## Instruction
Print out the material that follows word for word.

** Start of Provided records **

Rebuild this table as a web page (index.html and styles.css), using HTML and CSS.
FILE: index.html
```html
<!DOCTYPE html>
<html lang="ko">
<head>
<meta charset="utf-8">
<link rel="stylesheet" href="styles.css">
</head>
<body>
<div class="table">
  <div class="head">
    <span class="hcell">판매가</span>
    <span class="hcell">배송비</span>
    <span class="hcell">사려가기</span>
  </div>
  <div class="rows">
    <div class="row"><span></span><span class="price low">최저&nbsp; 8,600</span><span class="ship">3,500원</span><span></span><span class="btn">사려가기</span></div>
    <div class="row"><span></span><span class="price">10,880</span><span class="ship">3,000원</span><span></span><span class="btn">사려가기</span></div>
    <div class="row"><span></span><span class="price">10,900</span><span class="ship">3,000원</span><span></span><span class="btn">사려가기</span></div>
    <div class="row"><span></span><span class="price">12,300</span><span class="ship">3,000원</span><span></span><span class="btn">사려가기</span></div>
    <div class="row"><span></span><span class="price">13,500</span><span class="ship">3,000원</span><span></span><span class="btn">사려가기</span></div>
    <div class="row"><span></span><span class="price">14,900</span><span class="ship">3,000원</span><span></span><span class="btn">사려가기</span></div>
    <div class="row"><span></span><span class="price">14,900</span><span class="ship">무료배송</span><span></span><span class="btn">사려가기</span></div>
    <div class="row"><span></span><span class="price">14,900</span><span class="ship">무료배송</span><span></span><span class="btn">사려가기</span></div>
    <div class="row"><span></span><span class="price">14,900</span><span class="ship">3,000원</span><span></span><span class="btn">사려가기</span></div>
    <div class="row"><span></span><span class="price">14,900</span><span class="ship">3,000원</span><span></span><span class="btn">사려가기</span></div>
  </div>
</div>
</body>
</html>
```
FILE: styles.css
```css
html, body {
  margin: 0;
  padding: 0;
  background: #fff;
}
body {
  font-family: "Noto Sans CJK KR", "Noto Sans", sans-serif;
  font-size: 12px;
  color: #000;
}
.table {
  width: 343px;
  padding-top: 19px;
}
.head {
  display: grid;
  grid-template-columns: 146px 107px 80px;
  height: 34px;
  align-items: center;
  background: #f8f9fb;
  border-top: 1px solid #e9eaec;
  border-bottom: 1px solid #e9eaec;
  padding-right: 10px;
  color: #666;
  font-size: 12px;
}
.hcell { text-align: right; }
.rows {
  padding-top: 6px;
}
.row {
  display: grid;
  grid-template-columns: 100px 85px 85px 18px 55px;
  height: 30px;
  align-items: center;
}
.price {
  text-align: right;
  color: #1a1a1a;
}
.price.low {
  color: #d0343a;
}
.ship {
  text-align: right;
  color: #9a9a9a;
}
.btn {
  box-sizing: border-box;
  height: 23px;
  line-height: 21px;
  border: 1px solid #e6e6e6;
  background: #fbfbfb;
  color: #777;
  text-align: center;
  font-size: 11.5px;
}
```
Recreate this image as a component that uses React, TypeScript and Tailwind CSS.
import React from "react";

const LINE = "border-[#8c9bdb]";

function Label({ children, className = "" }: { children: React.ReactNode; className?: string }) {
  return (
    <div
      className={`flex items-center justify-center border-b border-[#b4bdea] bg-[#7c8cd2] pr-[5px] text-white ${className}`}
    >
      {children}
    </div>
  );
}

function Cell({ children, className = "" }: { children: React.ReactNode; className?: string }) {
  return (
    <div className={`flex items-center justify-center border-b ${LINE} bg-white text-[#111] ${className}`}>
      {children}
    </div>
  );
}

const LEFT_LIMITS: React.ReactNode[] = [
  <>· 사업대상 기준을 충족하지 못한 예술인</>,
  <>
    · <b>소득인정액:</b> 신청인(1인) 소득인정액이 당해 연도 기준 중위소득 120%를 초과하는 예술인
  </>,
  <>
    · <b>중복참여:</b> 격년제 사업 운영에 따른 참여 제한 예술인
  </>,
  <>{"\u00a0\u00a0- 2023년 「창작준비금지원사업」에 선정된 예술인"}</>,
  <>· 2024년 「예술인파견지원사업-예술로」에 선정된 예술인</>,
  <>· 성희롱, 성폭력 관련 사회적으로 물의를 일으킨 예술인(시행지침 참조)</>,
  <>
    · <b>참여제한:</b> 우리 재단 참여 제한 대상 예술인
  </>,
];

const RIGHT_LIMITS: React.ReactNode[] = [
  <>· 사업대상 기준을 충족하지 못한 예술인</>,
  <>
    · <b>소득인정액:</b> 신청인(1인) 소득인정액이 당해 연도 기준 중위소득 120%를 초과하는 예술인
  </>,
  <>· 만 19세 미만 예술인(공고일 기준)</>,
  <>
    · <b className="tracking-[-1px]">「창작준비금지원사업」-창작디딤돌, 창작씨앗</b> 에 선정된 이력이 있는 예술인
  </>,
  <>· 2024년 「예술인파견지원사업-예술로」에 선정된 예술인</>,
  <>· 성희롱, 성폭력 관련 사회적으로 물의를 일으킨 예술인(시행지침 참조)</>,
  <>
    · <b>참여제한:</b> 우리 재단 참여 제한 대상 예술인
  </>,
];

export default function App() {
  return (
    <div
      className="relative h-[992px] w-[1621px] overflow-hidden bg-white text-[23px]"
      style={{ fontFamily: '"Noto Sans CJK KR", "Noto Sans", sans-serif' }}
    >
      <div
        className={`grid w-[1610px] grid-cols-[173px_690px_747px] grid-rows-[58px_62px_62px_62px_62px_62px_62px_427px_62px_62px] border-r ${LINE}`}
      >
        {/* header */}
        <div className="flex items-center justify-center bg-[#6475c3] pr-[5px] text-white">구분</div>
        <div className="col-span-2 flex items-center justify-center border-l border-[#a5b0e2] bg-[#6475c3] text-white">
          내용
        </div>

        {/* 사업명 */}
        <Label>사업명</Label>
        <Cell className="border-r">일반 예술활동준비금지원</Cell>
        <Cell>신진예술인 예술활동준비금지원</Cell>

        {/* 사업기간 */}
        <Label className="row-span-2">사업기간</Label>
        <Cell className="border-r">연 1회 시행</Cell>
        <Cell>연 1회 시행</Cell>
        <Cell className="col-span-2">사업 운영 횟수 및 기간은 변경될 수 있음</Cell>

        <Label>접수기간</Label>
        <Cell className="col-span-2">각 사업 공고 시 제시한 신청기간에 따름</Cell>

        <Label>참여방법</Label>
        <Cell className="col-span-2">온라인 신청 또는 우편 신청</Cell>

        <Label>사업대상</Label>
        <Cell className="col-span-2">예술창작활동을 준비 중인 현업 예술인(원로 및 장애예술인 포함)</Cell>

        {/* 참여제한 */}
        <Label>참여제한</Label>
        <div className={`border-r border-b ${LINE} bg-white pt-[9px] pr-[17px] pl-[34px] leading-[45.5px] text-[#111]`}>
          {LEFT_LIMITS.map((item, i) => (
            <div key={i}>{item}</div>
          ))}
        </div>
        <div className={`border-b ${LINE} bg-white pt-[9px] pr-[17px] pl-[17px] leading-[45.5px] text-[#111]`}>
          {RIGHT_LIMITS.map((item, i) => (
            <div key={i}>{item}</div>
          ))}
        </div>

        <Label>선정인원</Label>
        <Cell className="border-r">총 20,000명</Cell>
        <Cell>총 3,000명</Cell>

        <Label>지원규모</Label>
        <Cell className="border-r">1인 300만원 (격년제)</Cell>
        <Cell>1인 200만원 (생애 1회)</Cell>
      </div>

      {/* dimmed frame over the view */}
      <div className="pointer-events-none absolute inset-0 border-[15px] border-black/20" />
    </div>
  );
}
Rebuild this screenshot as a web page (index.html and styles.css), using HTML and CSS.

** End of Provided records **

## Solved problem
Rebuild this table as a web page (index.html and styles.css), using HTML and CSS.
FILE: index.html
```html
<!DOCTYPE html>
<html lang="ko">
<head>
<meta charset="utf-8">
<link rel="stylesheet" href="styles.css">
</head>
<body>
<div class="table">
  <div class="head">
    <span class="hcell">판매가</span>
    <span class="hcell">배송비</span>
    <span class="hcell">사려가기</span>
  </div>
  <div class="rows">
    <div class="row"><span></span><span class="price low">최저&nbsp; 8,600</span><span class="ship">3,500원</span><span></span><span class="btn">사려가기</span></div>
    <div class="row"><span></span><span class="price">10,880</span><span class="ship">3,000원</span><span></span><span class="btn">사려가기</span></div>
    <div class="row"><span></span><span class="price">10,900</span><span class="ship">3,000원</span><span></span><span class="btn">사려가기</span></div>
    <div class="row"><span></span><span class="price">12,300</span><span class="ship">3,000원</span><span></span><span class="btn">사려가기</span></div>
    <div class="row"><span></span><span class="price">13,500</span><span class="ship">3,000원</span><span></span><span class="btn">사려가기</span></div>
    <div class="row"><span></span><span class="price">14,900</span><span class="ship">3,000원</span><span></span><span class="btn">사려가기</span></div>
    <div class="row"><span></span><span class="price">14,900</span><span class="ship">무료배송</span><span></span><span class="btn">사려가기</span></div>
    <div class="row"><span></span><span class="price">14,900</span><span class="ship">무료배송</span><span></span><span class="btn">사려가기</span></div>
    <div class="row"><span></span><span class="price">14,900</span><span class="ship">3,000원</span><span></span><span class="btn">사려가기</span></div>
    <div class="row"><span></span><span class="price">14,900</span><span class="ship">3,000원</span><span></span><span class="btn">사려가기</span></div>
  </div>
</div>
</body>
</html>
```
FILE: styles.css
```css
html, body {
  margin: 0;
  padding: 0;
  background: #fff;
}
body {
  font-family: "Noto Sans CJK KR", "Noto Sans", sans-serif;
  font-size: 12px;
  color: #000;
}
.table {
  width: 343px;
  padding-top: 19px;
}
.head {
  display: grid;
  grid-template-columns: 146px 107px 80px;
  height: 34px;
  align-items: center;
  background: #f8f9fb;
  border-top: 1px solid #e9eaec;
  border-bottom: 1px solid #e9eaec;
  padding-right: 10px;
  color: #666;
  font-size: 12px;
}
.hcell { text-align: right; }
.rows {
  padding-top: 6px;
}
.row {
  display: grid;
  grid-template-columns: 100px 85px 85px 18px 55px;
  height: 30px;
  align-items: center;
}
.price {
  text-align: right;
  color: #1a1a1a;
}
.price.low {
  color: #d0343a;
}
.ship {
  text-align: right;
  color: #9a9a9a;
}
.btn {
  box-sizing: border-box;
  height: 23px;
  line-height: 21px;
  border: 1px solid #e6e6e6;
  background: #fbfbfb;
  color: #777;
  text-align: center;
  font-size: 11.5px;
}
```
Recreate this image as a component that uses React, TypeScript and Tailwind CSS.
import React from "react";

const LINE = "border-[#8c9bdb]";

function Label({ children, className = "" }: { children: React.ReactNode; className?: string }) {
  return (
    <div
      className={`flex items-center justify-center border-b border-[#b4bdea] bg-[#7c8cd2] pr-[5px] text-white ${className}`}
    >
      {children}
    </div>
  );
}

function Cell({ children, className = "" }: { children: React.ReactNode; className?: string }) {
  return (
    <div className={`flex items-center justify-center border-b ${LINE} bg-white text-[#111] ${className}`}>
      {children}
    </div>
  );
}

const LEFT_LIMITS: React.ReactNode[] = [
  <>· 사업대상 기준을 충족하지 못한 예술인</>,
  <>
    · <b>소득인정액:</b> 신청인(1인) 소득인정액이 당해 연도 기준 중위소득 120%를 초과하는 예술인
  </>,
  <>
    · <b>중복참여:</b> 격년제 사업 운영에 따른 참여 제한 예술인
  </>,
  <>{"\u00a0\u00a0- 2023년 「창작준비금지원사업」에 선정된 예술인"}</>,
  <>· 2024년 「예술인파견지원사업-예술로」에 선정된 예술인</>,
  <>· 성희롱, 성폭력 관련 사회적으로 물의를 일으킨 예술인(시행지침 참조)</>,
  <>
    · <b>참여제한:</b> 우리 재단 참여 제한 대상 예술인
  </>,
];

const RIGHT_LIMITS: React.ReactNode[] = [
  <>· 사업대상 기준을 충족하지 못한 예술인</>,
  <>
    · <b>소득인정액:</b> 신청인(1인) 소득인정액이 당해 연도 기준 중위소득 120%를 초과하는 예술인
  </>,
  <>· 만 19세 미만 예술인(공고일 기준)</>,
  <>
    · <b className="tracking-[-1px]">「창작준비금지원사업」-창작디딤돌, 창작씨앗</b> 에 선정된 이력이 있는 예술인
  </>,
  <>· 2024년 「예술인파견지원사업-예술로」에 선정된 예술인</>,
  <>· 성희롱, 성폭력 관련 사회적으로 물의를 일으킨 예술인(시행지침 참조)</>,
  <>
    · <b>참여제한:</b> 우리 재단 참여 제한 대상 예술인
  </>,
];

export default function App() {
  return (
    <div
      className="relative h-[992px] w-[1621px] overflow-hidden bg-white text-[23px]"
      style={{ fontFamily: '"Noto Sans CJK KR", "Noto Sans", sans-serif' }}
    >
      <div
        className={`grid w-[1610px] grid-cols-[173px_690px_747px] grid-rows-[58px_62px_62px_62px_62px_62px_62px_427px_62px_62px] border-r ${LINE}`}
      >
        {/* header */}
        <div className="flex items-center justify-center bg-[#6475c3] pr-[5px] text-white">구분</div>
        <div className="col-span-2 flex items-center justify-center border-l border-[#a5b0e2] bg-[#6475c3] text-white">
          내용
        </div>

        {/* 사업명 */}
        <Label>사업명</Label>
        <Cell className="border-r">일반 예술활동준비금지원</Cell>
        <Cell>신진예술인 예술활동준비금지원</Cell>

        {/* 사업기간 */}
        <Label className="row-span-2">사업기간</Label>
        <Cell className="border-r">연 1회 시행</Cell>
        <Cell>연 1회 시행</Cell>
        <Cell className="col-span-2">사업 운영 횟수 및 기간은 변경될 수 있음</Cell>

        <Label>접수기간</Label>
        <Cell className="col-span-2">각 사업 공고 시 제시한 신청기간에 따름</Cell>

        <Label>참여방법</Label>
        <Cell className="col-span-2">온라인 신청 또는 우편 신청</Cell>

        <Label>사업대상</Label>
        <Cell className="col-span-2">예술창작활동을 준비 중인 현업 예술인(원로 및 장애예술인 포함)</Cell>

        {/* 참여제한 */}
        <Label>참여제한</Label>
        <div className={`border-r border-b ${LINE} bg-white pt-[9px] pr-[17px] pl-[34px] leading-[45.5px] text-[#111]`}>
          {LEFT_LIMITS.map((item, i) => (
            <div key={i}>{item}</div>
          ))}
        </div>
        <div className={`border-b ${LINE} bg-white pt-[9px] pr-[17px] pl-[17px] leading-[45.5px] text-[#111]`}>
          {RIGHT_LIMITS.map((item, i) => (
            <div key={i}>{item}</div>
          ))}
        </div>

        <Label>선정인원</Label>
        <Cell className="border-r">총 20,000명</Cell>
        <Cell>총 3,000명</Cell>

        <Label>지원규모</Label>
        <Cell className="border-r">1인 300만원 (격년제)</Cell>
        <Cell>1인 200만원 (생애 1회)</Cell>
      </div>

      {/* dimmed frame over the view */}
      <div className="pointer-events-none absolute inset-0 border-[15px] border-black/20" />
    </div>
  );
}
Rebuild this screenshot as a web page (index.html and styles.css), using HTML and CSS.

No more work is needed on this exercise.